■ **Task goal**: Return only the number of lines holding the word "styles".

■ **Data**:

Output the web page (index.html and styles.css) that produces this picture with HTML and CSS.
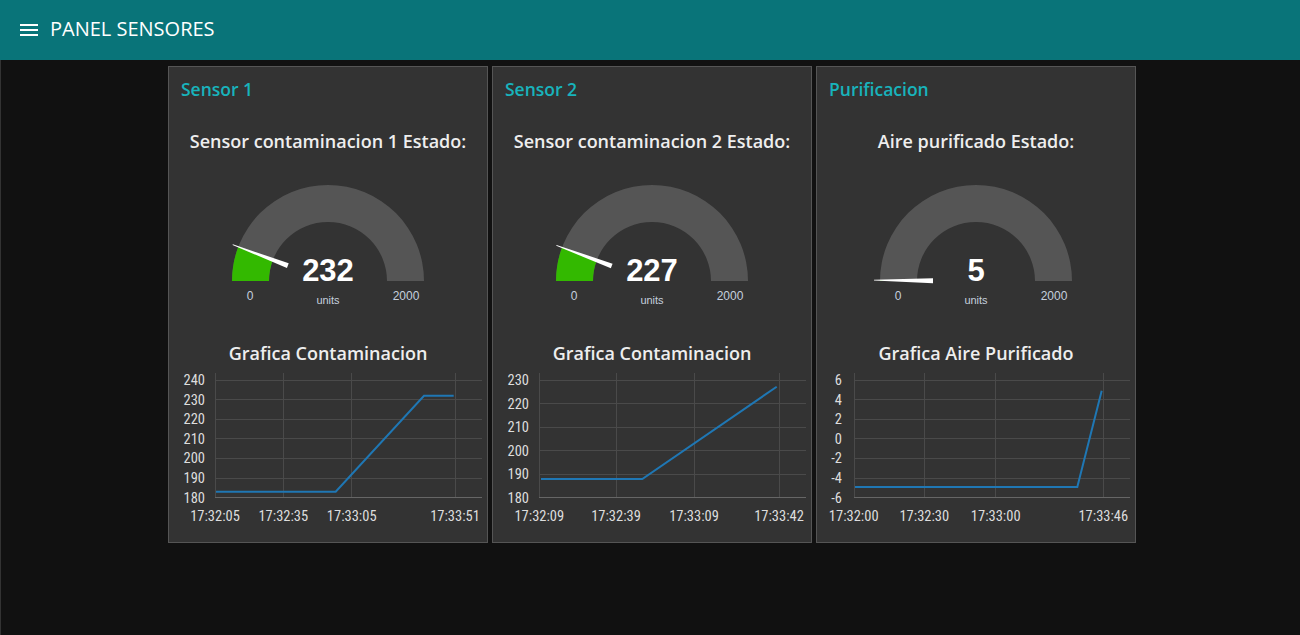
FILE: index.html
```html
<!DOCTYPE html>
<html lang="es">
<head>
<meta charset="utf-8">
<title>PANEL SENSORES</title>
<link rel="stylesheet" href="styles.css">
</head>
<body>
<header class="toolbar">
  <svg class="menu-icon" width="18" height="13" viewBox="0 0 18 13" aria-hidden="true">
    <rect x="0" y="0" width="18" height="2" fill="#fff"/>
    <rect x="0" y="5" width="18" height="2" fill="#fff"/>
    <rect x="0" y="10" width="18" height="2" fill="#fff"/>
  </svg>
  <span class="toolbar-title">PANEL SENSORES</span>
</header>
<main class="content">
  <section class="card">
    <h2 class="card-title">Sensor 1</h2>
    <div class="widget-label">Sensor contaminacion 1 Estado:</div>
    <svg class="gauge" width="318" height="150" viewBox="0 0 318 150">
      <path class="g-back" d="M63 110 A96 96 0 0 1 255 110 L218 110 A59 59 0 0 0 100 110 Z"/>
      <path class="g-fill" d="M63 110 A96 96 0 0 1 69.3 75.8 L103.9 89 A59 59 0 0 0 100 110 Z"/>
      <polygon class="g-needle" points="57,109.6 116,107.5 116,112.5 57,110.4" transform="rotate(20.88 159 110)"/>
      <text class="g-value" x="159" y="110">232</text>
      <text class="g-units" x="159" y="133">units</text>
      <text class="g-minmax" x="81" y="129">0</text>
      <text class="g-minmax" x="237" y="129">2000</text>
    </svg>
    <div class="chart-label">Grafica Contaminacion</div>
    <svg class="chart" width="318" height="177" viewBox="0 0 318 177">
      <g class="grid">
        <line x1="46" x2="313" y1="15.5" y2="15.5"/>
        <line x1="46" x2="313" y1="34.5" y2="34.5"/>
        <line x1="46" x2="313" y1="54.5" y2="54.5"/>
        <line x1="46" x2="313" y1="73.5" y2="73.5"/>
        <line x1="46" x2="313" y1="93.5" y2="93.5"/>
        <line x1="46" x2="313" y1="113.5" y2="113.5"/>
        <line x1="46.5" x2="46.5" y1="8" y2="133"/>
        <line x1="114.5" x2="114.5" y1="8" y2="133"/>
        <line x1="182.5" x2="182.5" y1="8" y2="133"/>
        <line x1="286.5" x2="286.5" y1="8" y2="133"/>
      </g>
      <line class="axis" x1="46" x2="313" y1="132.5" y2="132.5"/>
      <g class="ylab">
        <text x="36" y="20">240</text>
        <text x="36" y="39.6">230</text>
        <text x="36" y="59.2">220</text>
        <text x="36" y="78.8">210</text>
        <text x="36" y="98.4">200</text>
        <text x="36" y="118">190</text>
        <text x="36" y="137.6">180</text>
      </g>
      <g class="xlab">
        <text x="46" y="156">17:32:05</text>
        <text x="114.3" y="156">17:32:35</text>
        <text x="182.7" y="156">17:33:05</text>
        <text x="286" y="156">17:33:51</text>
      </g>
      <polyline class="series" points="47,126.7 166.7,126.7 255,30.7 284.7,30.7"/>
    </svg>
  </section>

  <section class="card">
    <h2 class="card-title">Sensor 2</h2>
    <div class="widget-label">Sensor contaminacion 2 Estado:</div>
    <svg class="gauge" width="318" height="150" viewBox="0 0 318 150">
      <path class="g-back" d="M63 110 A96 96 0 0 1 255 110 L218 110 A59 59 0 0 0 100 110 Z"/>
      <path class="g-fill" d="M63 110 A96 96 0 0 1 69 76.5 L103.7 89.4 A59 59 0 0 0 100 110 Z"/>
      <polygon class="g-needle" points="57,109.6 116,107.5 116,112.5 57,110.4" transform="rotate(20.43 159 110)"/>
      <text class="g-value" x="159" y="110">227</text>
      <text class="g-units" x="159" y="133">units</text>
      <text class="g-minmax" x="81" y="129">0</text>
      <text class="g-minmax" x="237" y="129">2000</text>
    </svg>
    <div class="chart-label">Grafica Contaminacion</div>
    <svg class="chart" width="318" height="177" viewBox="0 0 318 177">
      <g class="grid">
        <line x1="46" x2="313" y1="15.5" y2="15.5"/>
        <line x1="46" x2="313" y1="38.5" y2="38.5"/>
        <line x1="46" x2="313" y1="62.5" y2="62.5"/>
        <line x1="46" x2="313" y1="85.5" y2="85.5"/>
        <line x1="46" x2="313" y1="109.5" y2="109.5"/>
        <line x1="46.5" x2="46.5" y1="8" y2="133"/>
        <line x1="123.5" x2="123.5" y1="8" y2="133"/>
        <line x1="201.5" x2="201.5" y1="8" y2="133"/>
        <line x1="286.5" x2="286.5" y1="8" y2="133"/>
      </g>
      <line class="axis" x1="46" x2="313" y1="132.5" y2="132.5"/>
      <g class="ylab">
        <text x="36" y="20">230</text>
        <text x="36" y="43.5">220</text>
        <text x="36" y="67">210</text>
        <text x="36" y="90.5">200</text>
        <text x="36" y="114">190</text>
        <text x="36" y="137.6">180</text>
      </g>
      <g class="xlab">
        <text x="46.3" y="156">17:32:09</text>
        <text x="123" y="156">17:32:39</text>
        <text x="201" y="156">17:33:09</text>
        <text x="286" y="156">17:33:42</text>
      </g>
      <polyline class="series" points="48,114 149.3,114 283.7,21.7"/>
    </svg>
  </section>

  <section class="card">
    <h2 class="card-title">Purificacion</h2>
    <div class="widget-label">Aire purificado Estado:</div>
    <svg class="gauge" width="318" height="150" viewBox="0 0 318 150">
      <path class="g-back" d="M63 110 A96 96 0 0 1 255 110 L218 110 A59 59 0 0 0 100 110 Z"/>
      <path class="g-fill" d="M63 110 A96 96 0 0 1 63 109.2 L100 109.5 A59 59 0 0 0 100 110 Z"/>
      <polygon class="g-needle" points="57,109.6 116,107.5 116,112.5 57,110.4" transform="rotate(0.45 159 110)"/>
      <text class="g-value" x="159" y="110">5</text>
      <text class="g-units" x="159" y="133">units</text>
      <text class="g-minmax" x="81" y="129">0</text>
      <text class="g-minmax" x="237" y="129">2000</text>
    </svg>
    <div class="chart-label">Grafica Aire Purificado</div>
    <svg class="chart" width="318" height="177" viewBox="0 0 318 177">
      <g class="grid">
        <line x1="37" x2="313" y1="15.5" y2="15.5"/>
        <line x1="37" x2="313" y1="34.5" y2="34.5"/>
        <line x1="37" x2="313" y1="54.5" y2="54.5"/>
        <line x1="37" x2="313" y1="73.5" y2="73.5"/>
        <line x1="37" x2="313" y1="93.5" y2="93.5"/>
        <line x1="37" x2="313" y1="113.5" y2="113.5"/>
        <line x1="37.5" x2="37.5" y1="8" y2="133"/>
        <line x1="107.5" x2="107.5" y1="8" y2="133"/>
        <line x1="178.5" x2="178.5" y1="8" y2="133"/>
        <line x1="286.5" x2="286.5" y1="8" y2="133"/>
      </g>
      <line class="axis" x1="37" x2="313" y1="132.5" y2="132.5"/>
      <g class="ylab">
        <text x="25" y="20">6</text>
        <text x="25" y="39.6">4</text>
        <text x="25" y="59.2">2</text>
        <text x="25" y="78.8">0</text>
        <text x="25" y="98.4">-2</text>
        <text x="25" y="118">-4</text>
        <text x="25" y="137.6">-6</text>
      </g>
      <g class="xlab">
        <text x="36.7" y="156">17:32:00</text>
        <text x="107.3" y="156">17:32:30</text>
        <text x="178.7" y="156">17:33:00</text>
        <text x="286.3" y="156">17:33:46</text>
      </g>
      <polyline class="series" points="38,122 260.3,122 284.7,25.7"/>
    </svg>
  </section>
</main>
</body>
</html>
```

FILE: styles.css
```css
* {
  box-sizing: border-box;
}

html, body {
  margin: 0;
  padding: 0;
  background: #111111;
  font-family: "Open Sans", "Noto Sans", sans-serif;
  color: #eeeeee;
}

.toolbar {
  height: 60px;
  background: #097479;
  display: flex;
  align-items: center;
  padding-left: 20px;
}

.menu-icon {
  display: block;
  margin-top: 1px;
}

.toolbar-title {
  margin-left: 12px;
  margin-bottom: 4px;
  font-size: 20px;
  color: #ffffff;
  letter-spacing: 0;
}

.content {
  display: flex;
  gap: 4px;
  padding: 6px 0 0 167px;
  border-left: 1px solid #333333;
  min-height: 575px;
}

.card {
  width: 320px;
  height: 477px;
  background: #333333;
  border: 1px solid #555555;
  display: flex;
  flex-direction: column;
}

.card-title {
  margin: 0;
  height: 44px;
  line-height: 44px;
  padding-left: 12px;
  font-size: 17.5px;
  font-weight: 600;
  color: #18b3bc;
}

.widget-label {
  height: 60px;
  line-height: 60px;
  text-align: center;
  font-size: 18px;
  font-weight: 600;
  color: #eeeeee;
}

.gauge,
.chart {
  display: block;
}

.g-back {
  fill: #555555;
}

.g-fill {
  fill: #33b900;
}

.g-needle {
  fill: #ffffff;
}

.g-value {
  font-family: "Liberation Sans", Arial, sans-serif;
  font-weight: bold;
  font-size: 31px;
  fill: #ffffff;
  text-anchor: middle;
}

.g-units {
  font-family: "Liberation Sans", Arial, sans-serif;
  font-size: 11px;
  fill: #c5d0de;
  text-anchor: middle;
}

.g-minmax {
  font-family: "Liberation Sans", Arial, sans-serif;
  font-size: 12px;
  fill: #c5d0de;
  text-anchor: middle;
}

.chart-label {
  margin-top: 20px;
  height: 24px;
  line-height: 24px;
  text-align: center;
  font-size: 18px;
  font-weight: 600;
  color: #eeeeee;
}

.grid line {
  stroke: #4a4a4a;
  stroke-width: 1;
}

.axis {
  stroke: #666666;
  stroke-width: 1;
}

.ylab text,
.xlab text {
  font-family: "Liberation Sans Narrow", "Roboto Condensed", Roboto, sans-serif;
  font-size: 14.5px;
  fill: #dddddd;
}

.ylab text {
  text-anchor: end;
}

.xlab text {
  text-anchor: middle;
}

.series {
  fill: none;
  stroke: #1f77b4;
  stroke-width: 2;
  stroke-linejoin: miter;
}
```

■ **Task result**: 3